Unlike some drivers facing fines, the 29-year-old homemaker had not risked a deadly broadside by sailing through a stop light -- the principal safety problem cameras were intended to address. Her $159 citation came after she braked at a Manchester Avenue intersection, checked for cross traffic and made a right turn.
"I looked to make sure," she said. "I wasn't being unsafe."
In Los Angeles, officials estimate that 80% of red light camera tickets go not to those running through intersections but to drivers making rolling right turns, a Times review has found. As London realized that day in court, her turn was illegal because she did not completely stop before turning.
One of the most powerful selling points for photo enforcement systems, which now monitor 175 intersections in Los Angeles County and hundreds more across the United States, has been the promise of reducing collisions caused by drivers barreling through red lights.
But it is the right-turn infraction -- a frequently misunderstood and less pressing safety concern -- that drives tickets and revenue in the nation's second-biggest city and at least half a dozen others across the county.
Some researchers and traffic engineers question the enforcement strategy.
"I've never . . . seen any studies that suggest red light cameras would be a good safety intervention to reduce right-turning accidents," said Mark Burkey, a researcher at North Carolina A&T State University who has studied photo enforcement collision patterns.
Some county cities with photo enforcement opt not to target right turns.
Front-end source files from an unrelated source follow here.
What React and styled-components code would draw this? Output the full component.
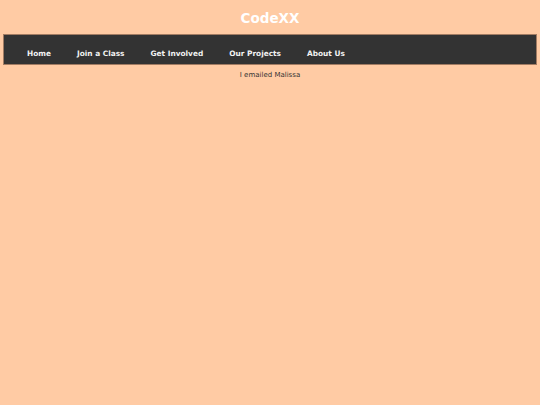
import React from 'react'
import styled, { createGlobalStyle } from 'styled-components'

const Global = createGlobalStyle`
	html, body {
		margin: 0;
		padding: 0;
		background: #ffcba4;
	}
	body {
		font-family: "DejaVu Sans", Verdana, sans-serif;
	}
`

const links = ['Home', 'Join a Class', 'Get Involved', 'Our Projects', 'About Us']

function App() {
	return (
		<Page>
			<Global />
			<Title>CodeXX</Title>
			<Nav>
				<Menu>
					{links.map((item, id) => (
						<MenuItem key={id}>
							<MenuLink href="#">{item}</MenuLink>
						</MenuItem>
					))}
				</Menu>
			</Nav>
			<Note>I emailed Malissa</Note>
		</Page>
	)
}

const Page = styled.div`
	padding: 0 3px;
`
const Title = styled.h1`
	margin: 0;
	padding-top: 10px;
	height: 25px;
	box-sizing: border-box;
	text-align: center;
	color: #ffffff;
	font-size: 13.5px;
	line-height: 17px;
	font-weight: bold;
`
const Nav = styled.nav`
	background: #333333;
	border: 1px solid #a27c63;
	height: 29px;
	margin-top: 9px;
`
const Menu = styled.ul`
	display: flex;
	list-style: none;
	margin: 0;
	padding: 11px 0 0 10px;
`
const MenuItem = styled.li`
	padding: 0 13px;
	line-height: 10px;
`
const MenuLink = styled.a`
	color: #f2f2f2;
	text-decoration: none;
	font-size: 7.4px;
	font-weight: bold;
`
const Note = styled.p`
	margin: 5px 0 0;
	text-align: center;
	color: #333333;
	font-size: 7px;
	line-height: 10px;
`

export default App
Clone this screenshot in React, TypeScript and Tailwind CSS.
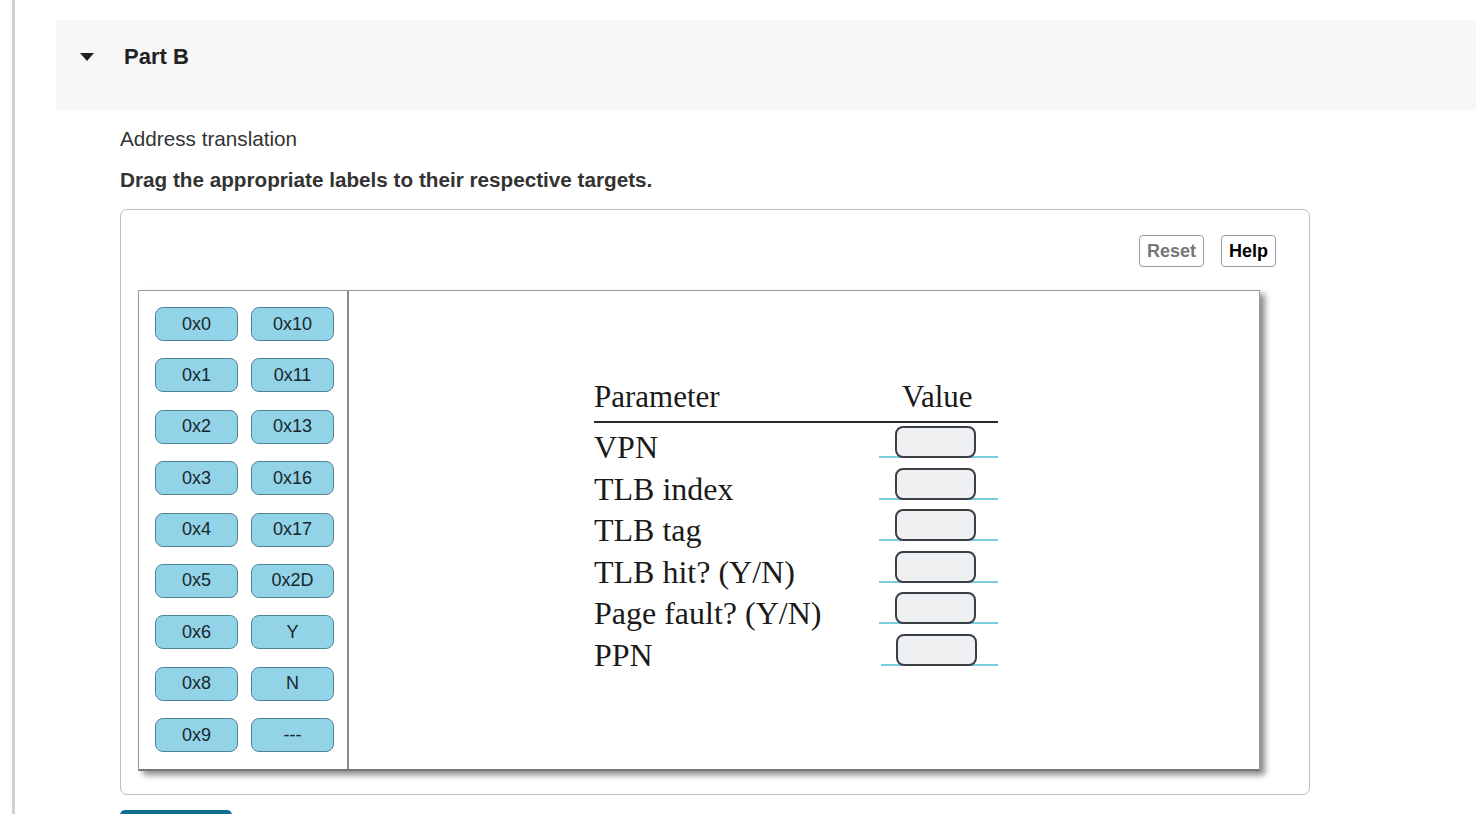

Others limit camera use for those citations.
"We're kind of very leery about right turns. . . . They're not really unsafe per se," said Pasadena's senior traffic engineer, Norman Baculinao. Only one of that city's seven camera-equipped intersection approaches is set up to monitor right-turn violations, he said.
"This is intended to be a traffic safety program. People who make right turns generally are going at a low speed," and resulting accidents tend to be a "sideswipe at most," he said.
Emphasizing those violations, Baculinao said, would be "more for revenue generation" than safety.